Sergio Soria (FRM II)


Zr based alloys are widely used in nuclear power plants as nuclear fuel cladding. These materials have an excellent combination of mechanical resistance, corrosion resistance and very low neutron absorption. However, they are susceptible to H degradation, following incorporation of H by a slow oxidation process at operating temperatures (~300°C). For long operational service, Zr based components can fail by a crack growth mechanism associated with the hydrides known as Delayed Hydride Cracking (DHC). H redistributes by solid diffusion and accumulates at stress raisers or cold spots, where it precipitates as a brittle hydride once the solubility is exceeded. Hence, a correct determination of the H diffusion coefficient and the phenomena involved in the dissolution and precipitation of hydrides in Zr alloys are important issues for the safe operation of nuclear power plants.
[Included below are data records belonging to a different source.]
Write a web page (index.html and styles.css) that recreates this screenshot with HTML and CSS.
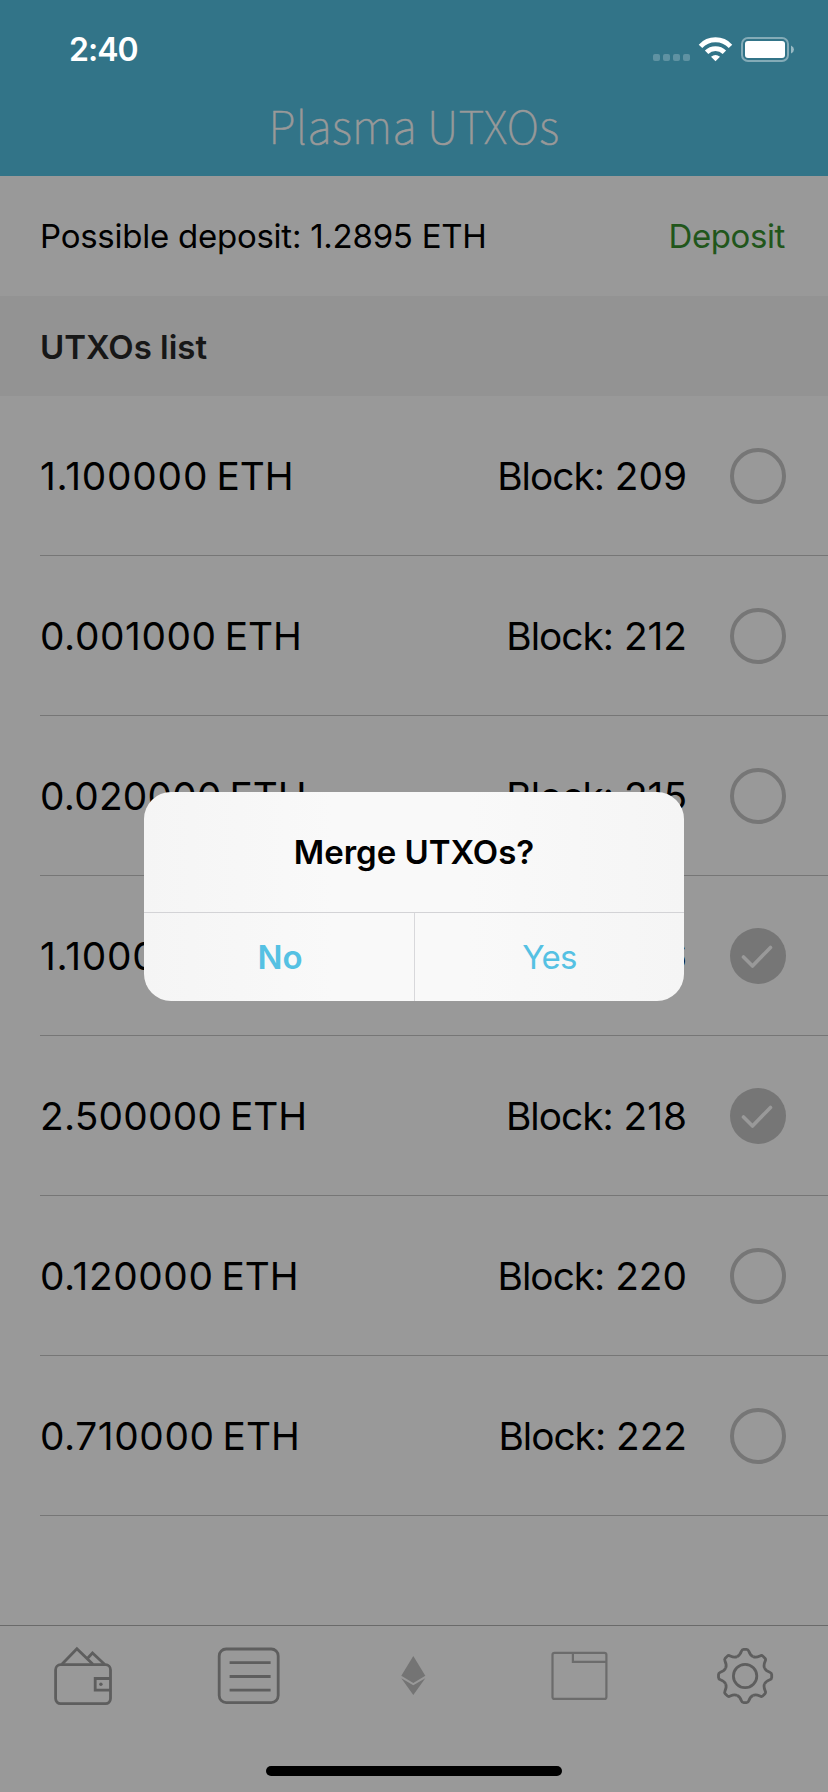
FILE: index.html
```html
<!DOCTYPE html>
<html lang="en">
<head>
<meta charset="utf-8">
<title>Plasma UTXOs</title>
<link rel="stylesheet" href="styles.css">
</head>
<body>
<div class="screen">
  <header class="top">
    <div class="status">
      <span class="time">2:40</span>
      <svg class="indicators" width="146" height="30" viewBox="0 0 146 30">
        <g fill="#fff" opacity=".22">
          <rect x="3" y="20" width="7" height="7" rx="2"/><rect x="13" y="20" width="7" height="7" rx="2"/>
          <rect x="23" y="20" width="7" height="7" rx="2"/><rect x="33" y="20" width="7" height="7" rx="2"/>
        </g>
        <g fill="none" stroke="#fff" stroke-width="4.8">
          <path d="M50.5 12.3A20.5 20.5 0 0 1 80.500 12.3"/>
          <path d="M56.600 18.300A12.500 12.500 0 0 1 74.400 18.300"/>
        </g>
        <path d="M61 22.800Q65.500 19 70 22.800L65.500 27.200Z" fill="#fff"/>
        <rect x="92" y="4" width="46" height="23" rx="6" fill="none" stroke="#fff" stroke-width="2" opacity=".4"/>
        <rect x="95" y="7" width="40" height="17" rx="3" fill="#fff"/>
        <path d="M141 11.500Q144 13 144 15.500T141 19.500Z" fill="#fff" opacity=".5"/>
      </svg>
    </div>
    <h1 class="title">Plasma UTXOs</h1>
  </header>
  <div class="deposit"><span class="possible">Possible deposit: 1.2895 ETH</span><span class="action">Deposit</span></div>
  <h2 class="section">UTXOs list</h2>
  <ul class="list">
    <li class="row"><span class="amount loose">1.100000 <span class="unit">ETH</span></span><span class="block"><span class="label">Block:</span> 209</span><i class="radio"></i></li>
    <li class="row"><span class="amount">0.001000 <span class="unit">ETH</span></span><span class="block"><span class="label">Block:</span> 212</span><i class="radio"></i></li>
    <li class="row"><span class="amount tight">0.020000 <span class="unit">ETH</span></span><span class="block"><span class="label">Block:</span> 215</span><i class="radio"></i></li>
    <li class="row"><span class="amount loose">1.100000 <span class="unit">ETH</span></span><span class="block"><span class="label">Block:</span> 216</span><svg class="check" viewBox="0 0 56 56"><circle cx="28" cy="28" r="28"/><path d="M13.500 29L22.500 38L40.500 19.500"/></svg></li>
    <li class="row"><span class="amount tight">2.500000 <span class="unit">ETH</span></span><span class="block"><span class="label">Block:</span> 218</span><svg class="check" viewBox="0 0 56 56"><circle cx="28" cy="28" r="28"/><path d="M13.500 29L22.500 38L40.500 19.500"/></svg></li>
    <li class="row"><span class="amount">0.120000 <span class="unit">ETH</span></span><span class="block"><span class="label">Block:</span> 220</span><i class="radio"></i></li>
    <li class="row"><span class="amount">0.710000 <span class="unit">ETH</span></span><span class="block"><span class="label">Block:</span> 222</span><i class="radio"></i></li>
  </ul>
  <footer class="bottom">
    <nav class="tabs">
      <svg class="icon" viewBox="0 0 64 64">
        <rect x="4.600" y="20.700" width="54.900" height="38.900" rx="5"/>
        <path d="M10.900 20.200L25.900 4.800L41.900 20.200M35.900 15L41.500 9L53.500 20.200M59.500 34.500H44.200V46.200H59.500"/>
        <circle class="solid" cx="49.900" cy="40.200" r="1.700"/>
      </svg>
      <svg class="icon" viewBox="0 0 64 64">
        <rect x="3.200" y="5" width="59" height="53.600" rx="7"/>
        <path d="M13.600 18.700H54.600M13.600 32.500H54.600M13.600 46.200H54.600"/>
      </svg>
      <svg class="icon eth" viewBox="0 0 64 64">
        <path d="M31.300 12L43.300 31.700L31.300 39L19.300 31.700Z"/><path d="M19.300 34.300L31.300 41.300L43.300 34.300L31.300 51Z"/>
      </svg>
      <svg class="icon light" viewBox="0 0 64 64">
        <rect x="4.500" y="8.800" width="53.900" height="46.100" rx="2"/><path d="M24.900 9V17.800H58"/>
      </svg>
      <svg class="icon" viewBox="0 0 64 64">
        <defs><path id="tooth" d="M-8 -19.400C-5.400 -20.500 -4.700 -22 -3.700 -24.700Q-3 -26.600 -1.500 -26.600H1.500Q3 -26.600 3.700 -24.700C4.700 -22 5.400 -20.500 8 -19.400"/></defs>
        <g transform="translate(32.100 32)">
          <circle r="11.700"/>
          <use href="#tooth"/><use href="#tooth" transform="rotate(45)"/><use href="#tooth" transform="rotate(90)"/><use href="#tooth" transform="rotate(135)"/>
          <use href="#tooth" transform="rotate(180)"/><use href="#tooth" transform="rotate(225)"/><use href="#tooth" transform="rotate(270)"/><use href="#tooth" transform="rotate(315)"/>
        </g>
      </svg>
    </nav>
    <div class="home"></div>
  </footer>
  <div class="alert">
    <div class="question">Merge UTXOs?</div>
    <div class="buttons"><span class="no">No</span><span class="yes">Yes</span></div>
  </div>
</div>
</body>
</html>
```
FILE: styles.css
```css
* { box-sizing: border-box; }
body { margin: 0; }
.screen {
  position: relative;
  display: flex;
  flex-direction: column;
  width: 828px;
  height: 1792px;
  overflow: hidden;
  background: #999;
  color: #000;
  font-family: Inter, "Liberation Sans", sans-serif;
  white-space: nowrap;
}
.top { height: 176px; background: #327488; }
.status {
  display: flex;
  justify-content: space-between;
  align-items: center;
  height: 98px;
  padding: 0 32px 0 69px;
}
.time { color: #fff; font-size: 32px; font-weight: 600; line-height: 40px; letter-spacing: -1px; padding-top: 2px; }
.title {
  margin: -1px 0 0;
  text-align: center;
  color: #999;
  font-family: "Noto Sans CJK SC", "Noto Sans", sans-serif;
  font-size: 45px;
  font-weight: 100;
  line-height: 56px;
  letter-spacing: .3px;
  -webkit-text-stroke: .6px #999;
}
.deposit {
  display: flex;
  justify-content: space-between;
  align-items: center;
  height: 120px;
  padding: 0 43px 0 40px;
  font-size: 33px;
  letter-spacing: -.25px;
}
.action { color: #21561b; letter-spacing: -.4px; }
.section {
  display: flex;
  align-items: center;
  height: 100px;
  margin: 0;
  padding: 2px 40px 0;
  background: #939393;
  color: #171717;
  font-size: 33px;
  font-weight: 600;
}
.list { margin: 0; padding: 0 0 0 40px; list-style: none; }
.row {
  display: flex;
  align-items: center;
  height: 160px;
  padding: 1px 42px 0 0;
  border-bottom: 1px solid #767676;
  font-size: 38.8px;
  line-height: 46px;
}
.amount { letter-spacing: .6px; word-spacing: -3.5px; }
.loose { letter-spacing: .8px; }
.tight { letter-spacing: .25px; }
.unit { letter-spacing: 0; }
.block { margin-left: auto; margin-right: 43px; }
.label { letter-spacing: -1px; }
.radio { width: 56px; height: 56px; border: 4px solid #767676; border-radius: 50%; }
.check { width: 56px; height: 56px; fill: #767676; }
.check path { fill: none; stroke: #999; stroke-width: 3.6; stroke-linecap: round; stroke-linejoin: round; }
.bottom {
  display: flex;
  flex-direction: column;
  justify-content: space-between;
  align-items: center;
  height: 167px;
  margin-top: auto;
  padding: 18px 0 16px;
  border-top: 1px solid #6a6a6a;
}
.tabs { display: grid; grid-template-columns: repeat(5, 1fr); width: 100%; justify-items: center; }
.icon { width: 64px; height: 64px; fill: none; stroke: #5e5e5e; stroke-width: 2.8; }
.icon .solid { fill: #5e5e5e; stroke: none; }
.light { stroke: #6c6c6c; stroke-width: 2.2; }
.eth { fill: #747474; stroke: none; }
.home { width: 296px; height: 10px; border-radius: 5px; background: #000; }
.alert {
  position: absolute;
  left: 144px;
  top: 792px;
  width: 540px;
  height: 209px;
  border-radius: 27px;
  overflow: hidden;
  background: linear-gradient(90deg, #f5f5f5, #f9f9f9 35%, #f9f9f9 60%, #f5f5f5);
  font-size: 33px;
}
.question { height: 120px; line-height: 120px; text-align: center; font-weight: 600; }
.buttons {
  display: grid;
  grid-template-columns: 1fr 1fr;
  height: 89px;
  border-top: 1px solid #d3d3d6;
  color: #55c1e3;
  line-height: 88px;
  text-align: center;
}
.no { padding-left: 2px; font-weight: 600; }
.yes { border-left: 1px solid #d8d8db; letter-spacing: -.6px; }
```
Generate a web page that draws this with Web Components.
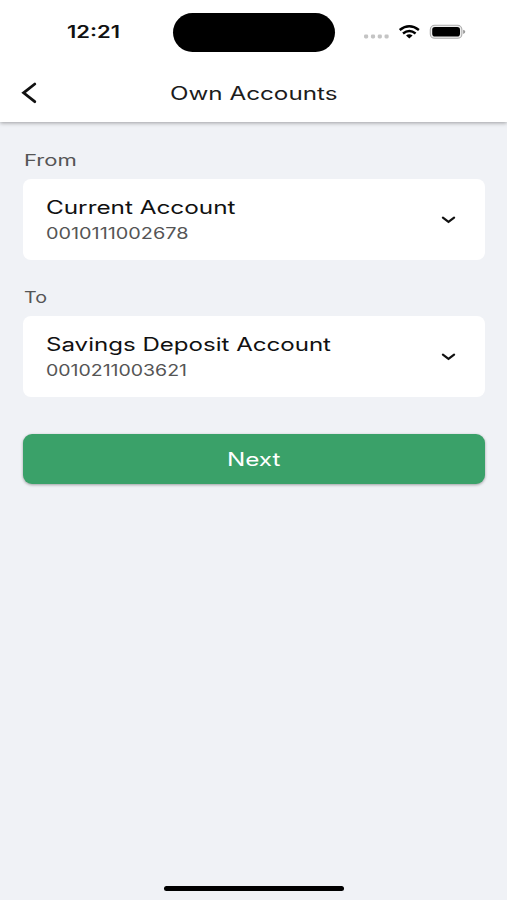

Since the attenuation coefficient for cold neutrons of H is higher than for Zr alloys, neutron imaging represents an excellent technique to study the H concentration and diffusion in Zr alloys. In this work, the time evolution of H diffusion in Zr alloys at temperatures between 300°C and 400°C was determined by neutron imaging at the ANTARES cold neutron imaging facility. In-situ annealing was performed, obtaining a spatial resolution of ~30 µm per pixel while the time step analyzed was 15 min. A moving boundary between the regions of the precipitated hydride and the solid solution was observed.